- _What is asked_
Look for "index" in the listing below. Gather each line that contains it.

- _Data excerpts_
◆ ◆ ◆ ◆ ◆
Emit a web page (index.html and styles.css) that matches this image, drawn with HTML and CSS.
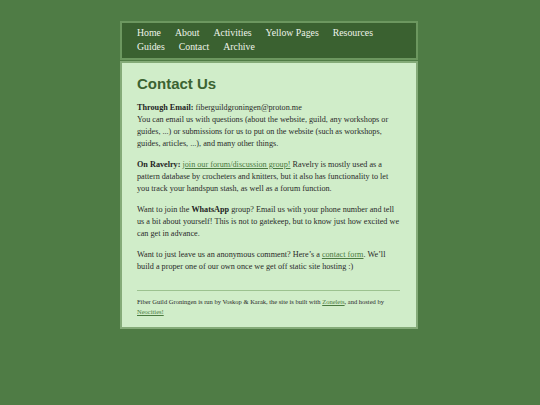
FILE: index.html
```html
<!DOCTYPE html>
<html lang="en">
<head>
<meta charset="utf-8">
<title>Contact Us</title>
<link rel="stylesheet" href="styles.css">
</head>
<body>
<div class="site">
  <nav class="nav">
    <a href="#">Home</a>
    <a href="#">About</a>
    <a href="#">Activities</a>
    <a href="#">Yellow Pages</a>
    <a href="#">Resources</a>
    <a href="#">Guides</a>
    <a href="#">Contact</a>
    <a href="#">Archive</a>
  </nav>
  <main class="content">
    <h1 class="title">Contact Us</h1>
    <p><strong>Through Email:</strong> fiberguildgroningen@proton.me<br>You can email us with questions (about the website, guild, any workshops or guides, ...) or submissions for us to put on the website (such as workshops, guides, articles, ...), and many other things.</p>
    <p><strong>On Ravelry:</strong> <a href="#">join our forum/discussion group!</a> Ravelry is mostly used as a pattern database by crocheters and knitters, but it also has functionality to let you track your handspun stash, as well as a forum function.</p>
    <p>Want to join the <strong>WhatsApp</strong> group? Email us with your phone number and tell us a bit about yourself! This is not to gatekeep, but to know just how excited we can get in advance.</p>
    <p>Want to just leave us an anonymous comment? Here’s a <a href="#">contact form</a>. We’ll build a proper one of our own once we get off static site hosting :)</p>
    <footer class="footer">
      <p>Fiber Guild Groningen is run by Voskop &amp; Karak, the site is built with <a href="#">Zonelets</a>, and hosted by <a href="#">Neocities!</a></p>
    </footer>
  </main>
</div>
</body>
</html>
```
FILE: styles.css
```css
html, body {
  margin: 0;
  padding: 0;
}
body {
  background: #4f7c45;
  font-family: "Liberation Serif", "Times New Roman", serif;
  color: #2a2a2a;
}
.site {
  width: 298px;
  margin: 21px 0 0 120px;
}
.nav {
  display: flex;
  flex-wrap: wrap;
  column-gap: 14px;
  background: #3a6130;
  border: 2px solid #6c975f;
  padding: 3px 15px;
  margin-bottom: 1px;
  font-size: 9.8px;
  line-height: 14.3px;
}
.nav a {
  color: #eef4ea;
  text-decoration: none;
}
.content {
  background: #d0edc9;
  border: 2px solid #84ab78;
  padding: 12px 16.5px 11px 15px;
  font-size: 8.2px;
  line-height: 12.3px;
}
.title {
  font-family: "Liberation Sans", Arial, sans-serif;
  font-size: 15px;
  line-height: 17px;
  font-weight: bold;
  color: #3b6332;
  margin: 0 0 10px;
}
.content p {
  margin: 0 0 8px;
}
.content strong {
  color: #1f1f1f;
}
.content a {
  color: #4a7a40;
  text-decoration: underline;
}
.footer {
  border-top: 1px solid #9cc290;
  margin-top: 17px;
  padding-top: 6px;
  font-size: 6.5px;
  line-height: 9.5px;
}
.content .footer p {
  margin: 0;
}
```
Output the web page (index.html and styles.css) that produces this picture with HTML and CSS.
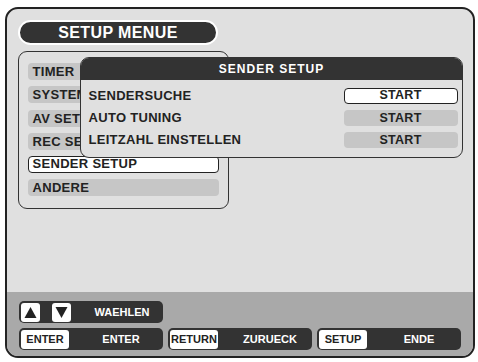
FILE: index.html
```html
<!DOCTYPE html>
<html lang="de">
<head>
  <meta charset="UTF-8" />
  <title>Setup Menue</title>
  <link rel="stylesheet" href="styles.css">
</head>
<body>

  <div class="screen">
    <div class="main">
      <div class="title">SETUP MENUE</div>

      <div class="menu">
        <div class="item">TIMER</div>
        <div class="item">SYSTEM</div>
        <div class="item">AV SETUP</div>
        <div class="item">REC SETUP</div>
        <div class="item active">SENDER SETUP</div>
        <div class="item">ANDERE</div>
      </div>

      <div class="popup">
        <div class="popup-head">SENDER SETUP</div>
        <div class="popup-body">
          <div class="row">
            <span>SENDERSUCHE</span>
            <span class="btn active">START</span>
          </div>
          <div class="row">
            <span>AUTO TUNING</span>
            <span class="btn">START</span>
          </div>
          <div class="row">
            <span>LEITZAHL EINSTELLEN</span>
            <span class="btn">START</span>
          </div>
        </div>
      </div>
    </div>

    <div class="footer">
      <div class="keys">
        <div class="pill">
          <span class="key arrow">
            <svg width="19" height="19" viewBox="0 0 19 19"><polygon points="3.5,15 15.5,15 9.5,4" fill="#222"/></svg>
          </span>
          <span class="key arrow">
            <svg width="19" height="19" viewBox="0 0 19 19"><polygon points="3.5,4 15.5,4 9.5,15" fill="#222"/></svg>
          </span>
          <span class="label">WAEHLEN</span>
        </div>
      </div>
      <div class="keys">
        <div class="pill">
          <span class="key">ENTER</span>
          <span class="label">ENTER</span>
        </div>
        <div class="pill">
          <span class="key">RETURN</span>
          <span class="label">ZURUECK</span>
        </div>
        <div class="pill">
          <span class="key">SETUP</span>
          <span class="label">ENDE</span>
        </div>
      </div>
    </div>
  </div>

</body>
</html>
```

FILE: styles.css
```css
body {
  margin: 0;
  background-color: #fff;
  font-family: 'Liberation Sans', Arial, sans-serif;
  font-weight: bold;
  color: #222;
}

.screen {
  box-sizing: border-box;
  width: 470px;
  height: 351px;
  margin: 7px 0 0 5px;
  border: 2px solid #222;
  border-radius: 13px;
  background-color: #e0e0e0;
  overflow: hidden;
  display: flex;
  flex-direction: column;
}

.main {
  position: relative;
  height: 283px;
  padding: 11px 0 0 11px;
  box-sizing: border-box;
}

/* titel */
.title {
  box-sizing: border-box;
  width: 200px;
  height: 25px;
  background-color: #333;
  border: 2px solid #fff;
  border-radius: 13px;
  color: #fff;
  font-size: 16px;
  letter-spacing: 0.4px;
  line-height: 21px;
  text-align: center;
}

/* linkes menue */
.menu {
  box-sizing: border-box;
  width: 211px;
  height: 158px;
  margin-top: 6px;
  border: 1.5px solid #333;
  border-radius: 9px;
  padding: 11px 9.5px 0 8.5px;
  display: flex;
  flex-direction: column;
  gap: 6.3px;
}

.item {
  box-sizing: border-box;
  height: 17px;
  line-height: 17px;
  padding-left: 5px;
  background-color: #c6c6c6;
  border-radius: 4px;
  font-size: 13px;
  letter-spacing: 0.3px;
}

.item.active {
  background-color: #fff;
  border: 1.5px solid #222;
  line-height: 14px;
  padding-left: 4px;
}

/* sender setup fenster */
.popup {
  position: absolute;
  left: 73px;
  top: 48px;
  width: 383px;
  height: 101px;
  box-sizing: border-box;
  border: 1.5px solid #333;
  border-radius: 9px;
  background-color: #e0e0e0;
  overflow: hidden;
}

.popup-head {
  height: 22px;
  line-height: 22px;
  background-color: #333;
  color: #fff;
  text-align: center;
  font-size: 12px;
  letter-spacing: 1px;
}

.popup-body {
  padding: 7.5px 4.5px 0 7.5px;
  display: flex;
  flex-direction: column;
  gap: 6px;
}

.row {
  display: flex;
  justify-content: space-between;
  align-items: center;
  height: 16px;
  font-size: 13px;
  letter-spacing: 0.3px;
}

.btn {
  box-sizing: border-box;
  width: 114px;
  height: 16px;
  line-height: 16px;
  text-align: center;
  background-color: #c6c6c6;
  border-radius: 4px;
  font-size: 12.5px;
}

.btn.active {
  background-color: #fff;
  border: 1.5px solid #222;
  line-height: 13px;
}

/* tastenleiste */
.footer {
  flex: 1;
  background-color: #a9a9a9;
  padding: 9px 0 0 12px;
  display: flex;
  flex-direction: column;
  gap: 5px;
}

.keys {
  display: flex;
  gap: 5px;
}

.pill {
  box-sizing: border-box;
  width: 144px;
  height: 22px;
  padding: 0 2px;
  background-color: #333;
  border-radius: 5px;
  display: flex;
  align-items: center;
  gap: 12px;
}

.key {
  box-sizing: border-box;
  width: 48px;
  height: 19px;
  line-height: 19px;
  background-color: #fff;
  border-radius: 3px;
  color: #222;
  font-size: 11px;
  text-align: center;
}

.key.arrow {
  width: 19px;
}

.key svg {
  display: block;
}

.label {
  flex: 1;
  color: #fff;
  font-size: 11px;
  text-align: center;
}
```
◆ ◆ ◆ ◆ ◆
- _Final result_
Emit a web page (index.html and styles.css) that matches this image, drawn with HTML and CSS.
FILE: index.html
Output the web page (index.html and styles.css) that produces this picture with HTML and CSS.
FILE: index.html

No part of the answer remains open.